- Brief
Reproduce each line of the material exactly, minus any picture.

[start]

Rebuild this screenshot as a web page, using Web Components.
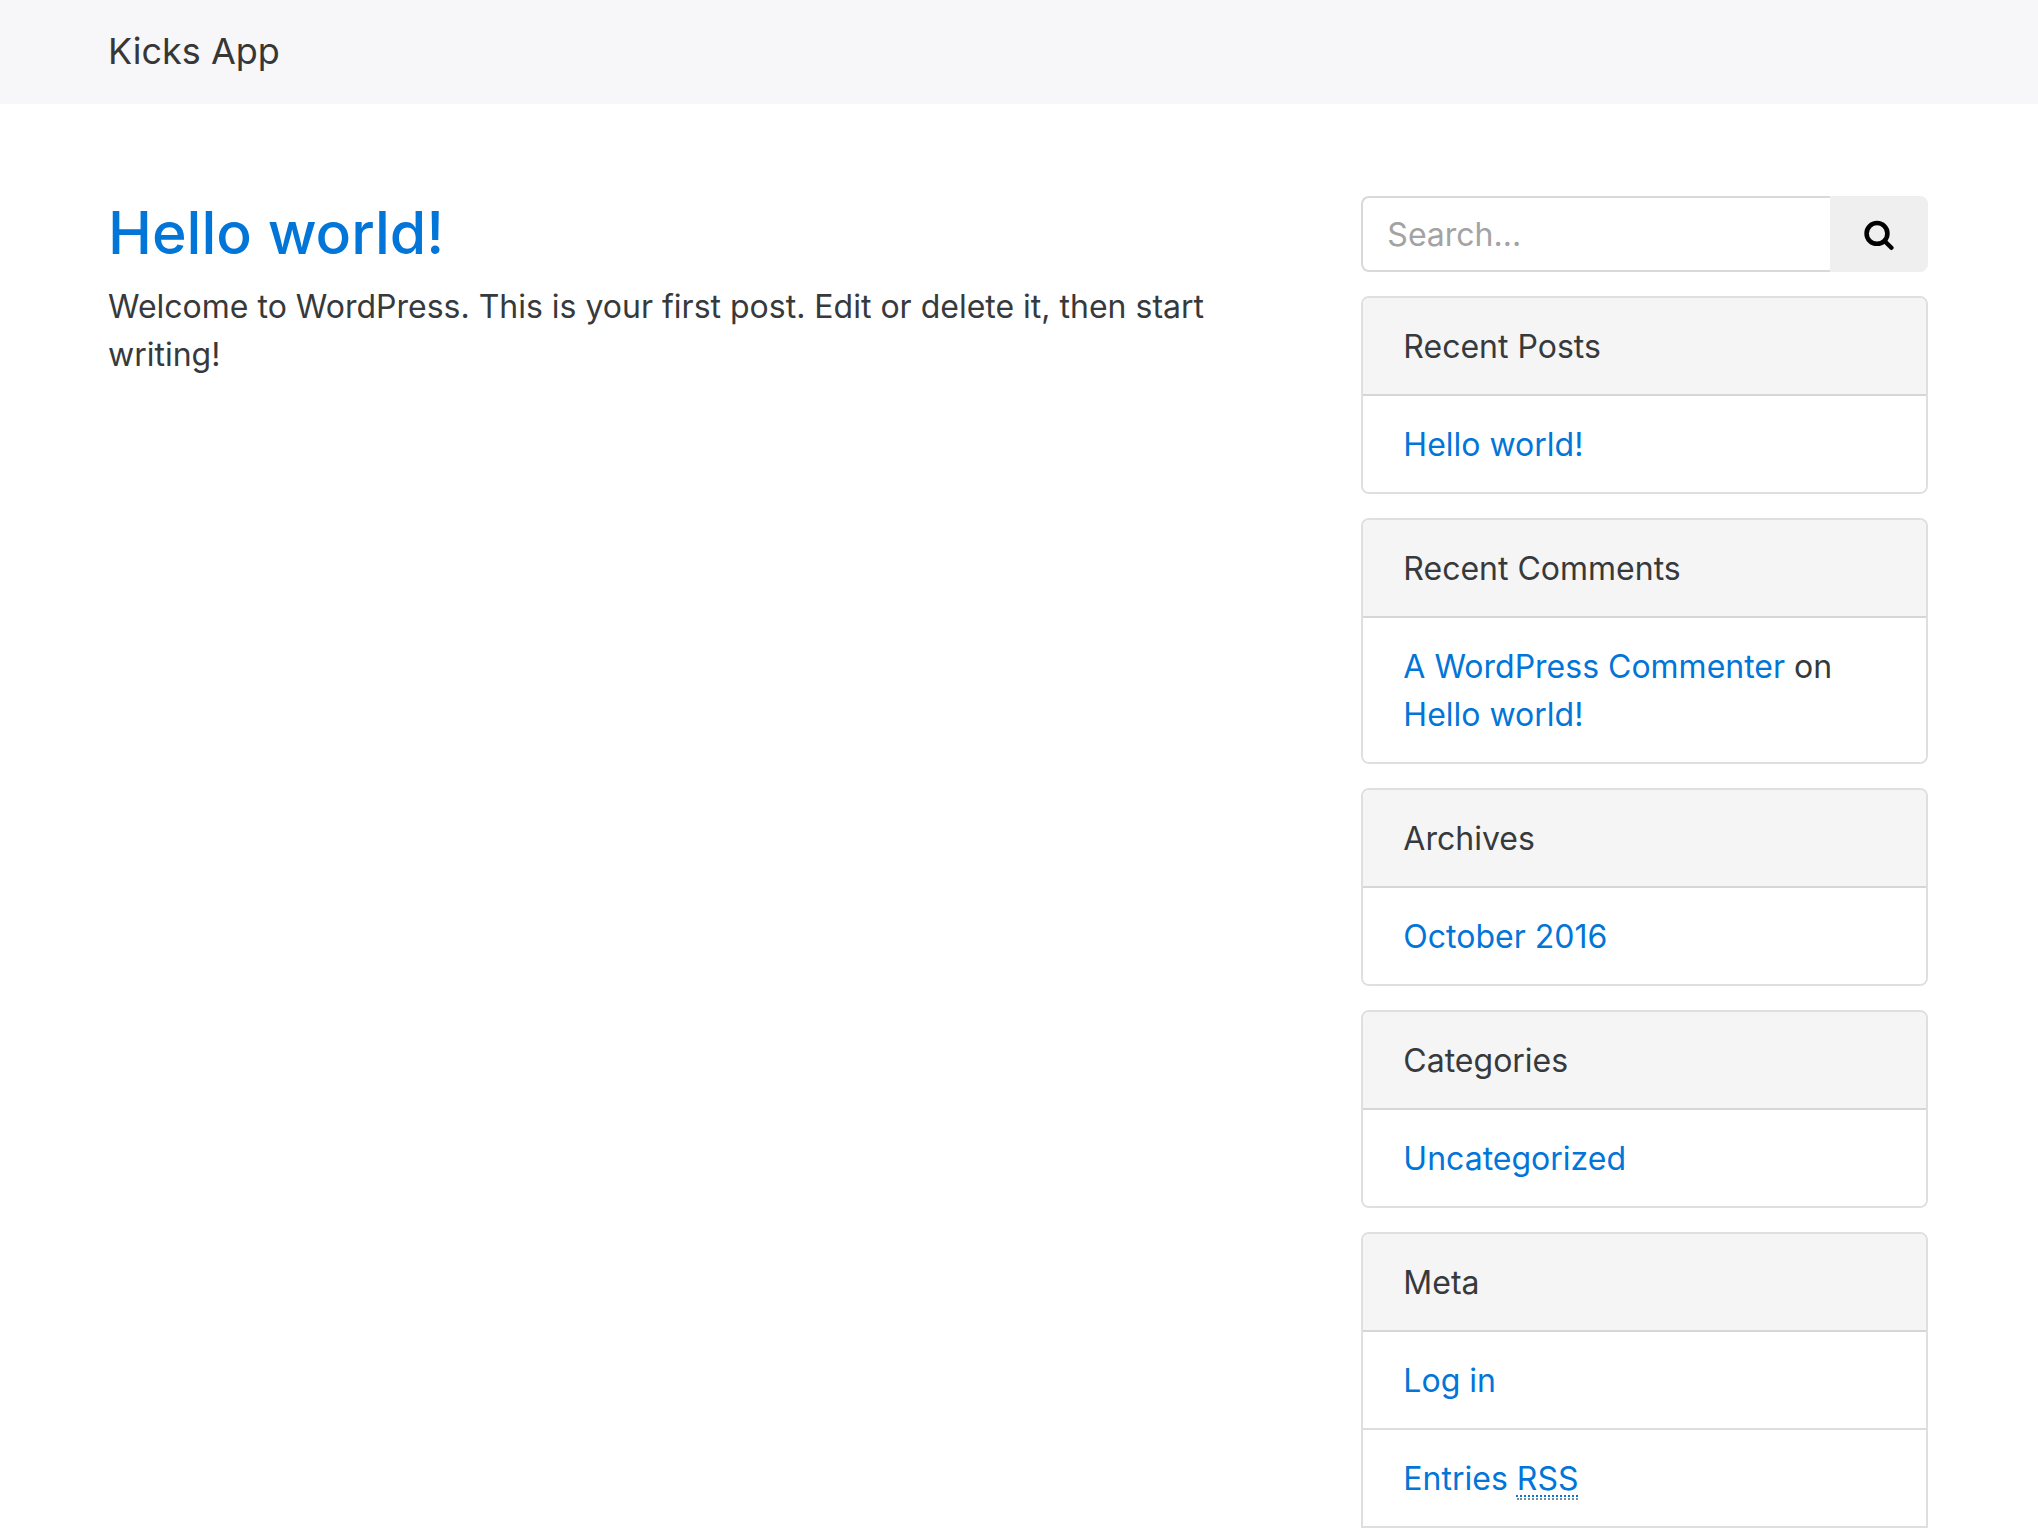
<!DOCTYPE html>
<html lang="en">
<head>
<meta charset="utf-8">
<title>Kicks App</title>
<style>
  body {
    margin: 0;
    background: #fff;
    color: #373a3c;
    font: 400 32px/48px Inter, "Liberation Sans", sans-serif;
  }
</style>
</head>
<body>
<kicks-page>
  <kicks-navbar slot="top" brand="Kicks App"></kicks-navbar>
  <kicks-post heading="Hello world!">Welcome to WordPress. This is your first post. Edit or delete it, then start writing!</kicks-post>
  <kicks-search slot="side"></kicks-search>
  <kicks-card slot="side" heading="Recent Posts">
    <kicks-item><kicks-link>Hello world!</kicks-link></kicks-item>
  </kicks-card>
  <kicks-card slot="side" heading="Recent Comments">
    <kicks-item><kicks-link>A WordPress Commenter</kicks-link> on <kicks-link>Hello world!</kicks-link></kicks-item>
  </kicks-card>
  <kicks-card slot="side" heading="Archives">
    <kicks-item><kicks-link>October 2016</kicks-link></kicks-item>
  </kicks-card>
  <kicks-card slot="side" heading="Categories">
    <kicks-item><kicks-link>Uncategorized</kicks-link></kicks-item>
  </kicks-card>
  <kicks-card slot="side" heading="Meta" continued>
    <kicks-item><kicks-link>Log in</kicks-link></kicks-item>
    <kicks-item><kicks-link>Entries <kicks-abbr full="Really Simple Syndication">RSS</kicks-abbr></kicks-link></kicks-item>
  </kicks-card>
</kicks-page>

<script>
  const define = (name, markup, setup) => {
    const template = document.createElement('template');
    template.innerHTML = markup;
    customElements.define(name, class extends HTMLElement {
      constructor() {
        super();
        this.attachShadow({ mode: 'open' }).append(template.content.cloneNode(true));
      }
      connectedCallback() {
        if (setup) setup(this, this.shadowRoot);
      }
    });
  };

  define('kicks-page', `
    <style>
      :host { display: block; }
      .container {
        display: flex;
        align-items: flex-start;
        gap: 60px;
        padding: 92px 110px 0 108px;
      }
      main { flex: 1; min-width: 0; }
      aside {
        flex: 0 0 calc((100% - 120px) / 3);
        min-width: 0;
        display: flex;
        flex-direction: column;
        gap: 24px;
      }
    </style>
    <slot name="top"></slot>
    <div class="container">
      <main><slot></slot></main>
      <aside><slot name="side"></slot></aside>
    </div>`);

  define('kicks-navbar', `
    <style>
      :host { display: block; background: #f7f7f9; }
      nav { display: flex; padding: 21px 108px 23px; }
      a { color: #373737; font-size: 36px; line-height: 60px; text-decoration: none; }
    </style>
    <nav><a href="#"></a></nav>`,
    (host, root) => { root.querySelector('a').textContent = host.getAttribute('brand'); });

  define('kicks-post', `
    <style>
      :host { display: block; }
      h2 { margin: 0; padding: 2px 0 15px; font-size: 59px; font-weight: 500; line-height: 70px; }
      a { color: #0275d8; text-decoration: none; }
      p { margin: 0; }
    </style>
    <article>
      <h2><a href="#"></a></h2>
      <p><slot></slot></p>
    </article>`,
    (host, root) => { root.querySelector('a').textContent = host.getAttribute('heading'); });

  define('kicks-search', `
    <style>
      :host { display: block; }
      form { display: flex; margin: 0; }
      input {
        flex: 1;
        width: 100%;
        min-width: 0;
        box-sizing: border-box;
        height: 76px;
        margin: 0;
        padding: 12px 24px;
        border: 2px solid #d9d9d9;
        border-right: 0;
        border-radius: 8px 0 0 8px;
        background: #fff;
        color: #55595c;
        font: inherit;
        outline: 0;
      }
      input::placeholder { color: #a3a3a3; opacity: 1; }
      button {
        display: flex;
        align-items: center;
        justify-content: center;
        flex: none;
        width: 98px;
        padding: 0;
        border: 0;
        border-radius: 0 8px 8px 0;
        background: #efefef;
        color: #000;
      }
      svg { display: block; }
    </style>
    <form role="search">
      <input type="search" placeholder="Search..." aria-label="Search">
      <button type="button" aria-label="Submit search">
        <svg width="30" height="34" viewBox="0 0 30 34" fill="none" stroke="currentColor" aria-hidden="true">
          <circle cx="13" cy="16.4" r="10.4" stroke-width="4.6"/>
          <path d="M20.8 24.2 L27.4 30.8" stroke-width="4.4" stroke-linecap="round"/>
        </svg>
      </button>
    </form>`);

  define('kicks-card', `
    <style>
      :host {
        display: block;
        overflow: hidden;
        border: 2px solid #dfdfdf;
        border-radius: 8px;
        background: #fff;
      }
      :host([continued]) { border-radius: 8px 8px 0 0; }
      h3 {
        margin: 0;
        padding: 25px 40px 23px;
        border-bottom: 2px solid #d6d6d6;
        background: #f5f5f5;
        font: inherit;
      }
      div { display: flex; flex-direction: column; gap: 2px; background: #ddd; }
    </style>
    <section>
      <h3></h3>
      <div role="list"><slot></slot></div>
    </section>`,
    (host, root) => { root.querySelector('h3').textContent = host.getAttribute('heading'); });

  define('kicks-item', `
    <style>
      :host { display: block; padding: 25px 40px 23px; background: #fff; }
    </style>
    <slot></slot>`,
    host => host.setAttribute('role', 'listitem'));

  define('kicks-link', `
    <style>
      :host { display: inline; }
      a { color: #0275d8; text-decoration: none; }
    </style>
    <a href="#"><slot></slot></a>`);

  define('kicks-abbr', `
    <style>
      :host { display: inline; }
      abbr {
        border-bottom: 2px dotted #818a91;
        text-decoration: underline dotted 2px;
        text-underline-offset: 5px;
      }
    </style>
    <abbr><slot></slot></abbr>`,
    (host, root) => { root.querySelector('abbr').title = host.getAttribute('full'); });
</script>
</body>
</html>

[end]

- Task result
Rebuild this screenshot as a web page, using Web Components.
<!DOCTYPE html>
<html lang="en">
<head>
<meta charset="utf-8">
<title>Kicks App</title>
<style>
  body {
    margin: 0;
    background: #fff;
    color: #373a3c;
    font: 400 32px/48px Inter, "Liberation Sans", sans-serif;
  }
</style>
</head>
<body>
<kicks-page>
  <kicks-navbar slot="top" brand="Kicks App"></kicks-navbar>
  <kicks-post heading="Hello world!">Welcome to WordPress. This is your first post. Edit or delete it, then start writing!</kicks-post>
  <kicks-search slot="side"></kicks-search>
  <kicks-card slot="side" heading="Recent Posts">
    <kicks-item><kicks-link>Hello world!</kicks-link></kicks-item>
  </kicks-card>
  <kicks-card slot="side" heading="Recent Comments">
    <kicks-item><kicks-link>A WordPress Commenter</kicks-link> on <kicks-link>Hello world!</kicks-link></kicks-item>
  </kicks-card>
  <kicks-card slot="side" heading="Archives">
    <kicks-item><kicks-link>October 2016</kicks-link></kicks-item>
  </kicks-card>
  <kicks-card slot="side" heading="Categories">
    <kicks-item><kicks-link>Uncategorized</kicks-link></kicks-item>
  </kicks-card>
  <kicks-card slot="side" heading="Meta" continued>
    <kicks-item><kicks-link>Log in</kicks-link></kicks-item>
    <kicks-item><kicks-link>Entries <kicks-abbr full="Really Simple Syndication">RSS</kicks-abbr></kicks-link></kicks-item>
  </kicks-card>
</kicks-page>

<script>
  const define = (name, markup, setup) => {
    const template = document.createElement('template');
    template.innerHTML = markup;
    customElements.define(name, class extends HTMLElement {
      constructor() {
        super();
        this.attachShadow({ mode: 'open' }).append(template.content.cloneNode(true));
      }
      connectedCallback() {
        if (setup) setup(this, this.shadowRoot);
      }
    });
  };

  define('kicks-page', `
    <style>
      :host { display: block; }
      .container {
        display: flex;
        align-items: flex-start;
        gap: 60px;
        padding: 92px 110px 0 108px;
      }
      main { flex: 1; min-width: 0; }
      aside {
        flex: 0 0 calc((100% - 120px) / 3);
        min-width: 0;
        display: flex;
        flex-direction: column;
        gap: 24px;
      }
    </style>
    <slot name="top"></slot>
    <div class="container">
      <main><slot></slot></main>
      <aside><slot name="side"></slot></aside>
    </div>`);

  define('kicks-navbar', `
    <style>
      :host { display: block; background: #f7f7f9; }
      nav { display: flex; padding: 21px 108px 23px; }
      a { color: #373737; font-size: 36px; line-height: 60px; text-decoration: none; }
    </style>
    <nav><a href="#"></a></nav>`,
    (host, root) => { root.querySelector('a').textContent = host.getAttribute('brand'); });

  define('kicks-post', `
    <style>
      :host { display: block; }
      h2 { margin: 0; padding: 2px 0 15px; font-size: 59px; font-weight: 500; line-height: 70px; }
      a { color: #0275d8; text-decoration: none; }
      p { margin: 0; }
    </style>
    <article>
      <h2><a href="#"></a></h2>
      <p><slot></slot></p>
    </article>`,
    (host, root) => { root.querySelector('a').textContent = host.getAttribute('heading'); });

  define('kicks-search', `
    <style>
      :host { display: block; }
      form { display: flex; margin: 0; }
      input {
        flex: 1;
        width: 100%;
        min-width: 0;
        box-sizing: border-box;
        height: 76px;
        margin: 0;
        padding: 12px 24px;
        border: 2px solid #d9d9d9;
        border-right: 0;
        border-radius: 8px 0 0 8px;
        background: #fff;
        color: #55595c;
        font: inherit;
        outline: 0;
      }
      input::placeholder { color: #a3a3a3; opacity: 1; }
      button {
        display: flex;
        align-items: center;
        justify-content: center;
        flex: none;
        width: 98px;
        padding: 0;
        border: 0;
        border-radius: 0 8px 8px 0;
        background: #efefef;
        color: #000;
      }
      svg { display: block; }
    </style>
    <form role="search">
      <input type="search" placeholder="Search..." aria-label="Search">
      <button type="button" aria-label="Submit search">
        <svg width="30" height="34" viewBox="0 0 30 34" fill="none" stroke="currentColor" aria-hidden="true">
          <circle cx="13" cy="16.4" r="10.4" stroke-width="4.6"/>
          <path d="M20.8 24.2 L27.4 30.8" stroke-width="4.4" stroke-linecap="round"/>
        </svg>
      </button>
    </form>`);

  define('kicks-card', `
    <style>
      :host {
        display: block;
        overflow: hidden;
        border: 2px solid #dfdfdf;
        border-radius: 8px;
        background: #fff;
      }
      :host([continued]) { border-radius: 8px 8px 0 0; }
      h3 {
        margin: 0;
        padding: 25px 40px 23px;
        border-bottom: 2px solid #d6d6d6;
        background: #f5f5f5;
        font: inherit;
      }
      div { display: flex; flex-direction: column; gap: 2px; background: #ddd; }
    </style>
    <section>
      <h3></h3>
      <div role="list"><slot></slot></div>
    </section>`,
    (host, root) => { root.querySelector('h3').textContent = host.getAttribute('heading'); });

  define('kicks-item', `
    <style>
      :host { display: block; padding: 25px 40px 23px; background: #fff; }
    </style>
    <slot></slot>`,
    host => host.setAttribute('role', 'listitem'));

  define('kicks-link', `
    <style>
      :host { display: inline; }
      a { color: #0275d8; text-decoration: none; }
    </style>
    <a href="#"><slot></slot></a>`);

  define('kicks-abbr', `
    <style>
      :host { display: inline; }
      abbr {
        border-bottom: 2px dotted #818a91;
        text-decoration: underline dotted 2px;
        text-underline-offset: 5px;
      }
    </style>
    <abbr><slot></slot></abbr>`,
    (host, root) => { root.querySelector('abbr').title = host.getAttribute('full'); });
</script>
</body>
</html>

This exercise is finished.